### SET PROBLEM
Each line of the data that includes the string "components" is to be copied out.

### DATASET EXCERPT

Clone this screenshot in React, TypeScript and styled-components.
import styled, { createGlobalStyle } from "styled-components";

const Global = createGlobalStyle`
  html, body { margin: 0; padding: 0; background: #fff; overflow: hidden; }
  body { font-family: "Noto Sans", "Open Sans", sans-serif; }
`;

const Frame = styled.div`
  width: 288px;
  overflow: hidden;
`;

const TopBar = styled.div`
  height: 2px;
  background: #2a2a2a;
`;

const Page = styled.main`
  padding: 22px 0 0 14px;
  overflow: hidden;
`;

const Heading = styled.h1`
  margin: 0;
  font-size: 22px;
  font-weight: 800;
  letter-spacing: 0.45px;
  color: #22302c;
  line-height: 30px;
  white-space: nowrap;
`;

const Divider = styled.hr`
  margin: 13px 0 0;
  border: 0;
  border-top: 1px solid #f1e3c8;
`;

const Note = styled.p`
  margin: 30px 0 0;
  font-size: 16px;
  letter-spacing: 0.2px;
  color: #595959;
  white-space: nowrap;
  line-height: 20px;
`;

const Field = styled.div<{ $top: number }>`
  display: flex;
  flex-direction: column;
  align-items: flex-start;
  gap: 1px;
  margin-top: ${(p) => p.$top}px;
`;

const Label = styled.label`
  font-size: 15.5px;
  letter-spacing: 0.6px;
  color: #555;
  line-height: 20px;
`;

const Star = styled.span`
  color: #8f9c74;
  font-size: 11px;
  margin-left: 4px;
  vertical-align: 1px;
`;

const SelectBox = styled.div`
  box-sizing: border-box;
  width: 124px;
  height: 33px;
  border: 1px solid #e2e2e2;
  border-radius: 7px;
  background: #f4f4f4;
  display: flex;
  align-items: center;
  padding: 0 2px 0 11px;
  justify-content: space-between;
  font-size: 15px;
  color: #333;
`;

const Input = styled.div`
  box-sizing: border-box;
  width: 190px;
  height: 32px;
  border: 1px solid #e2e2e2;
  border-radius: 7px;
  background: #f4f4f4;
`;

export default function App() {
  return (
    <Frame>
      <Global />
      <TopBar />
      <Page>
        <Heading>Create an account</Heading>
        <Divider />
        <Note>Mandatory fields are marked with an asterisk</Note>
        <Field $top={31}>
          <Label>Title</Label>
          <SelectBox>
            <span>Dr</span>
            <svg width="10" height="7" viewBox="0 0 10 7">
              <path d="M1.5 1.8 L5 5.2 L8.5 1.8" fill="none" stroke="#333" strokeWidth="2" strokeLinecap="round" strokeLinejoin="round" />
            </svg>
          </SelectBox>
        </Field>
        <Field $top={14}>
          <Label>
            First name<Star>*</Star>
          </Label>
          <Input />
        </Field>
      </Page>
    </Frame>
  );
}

### RESULT FOR THIS TASK
Clone this screenshot in React, TypeScript and styled-components.
import styled, { createGlobalStyle } from "styled-components";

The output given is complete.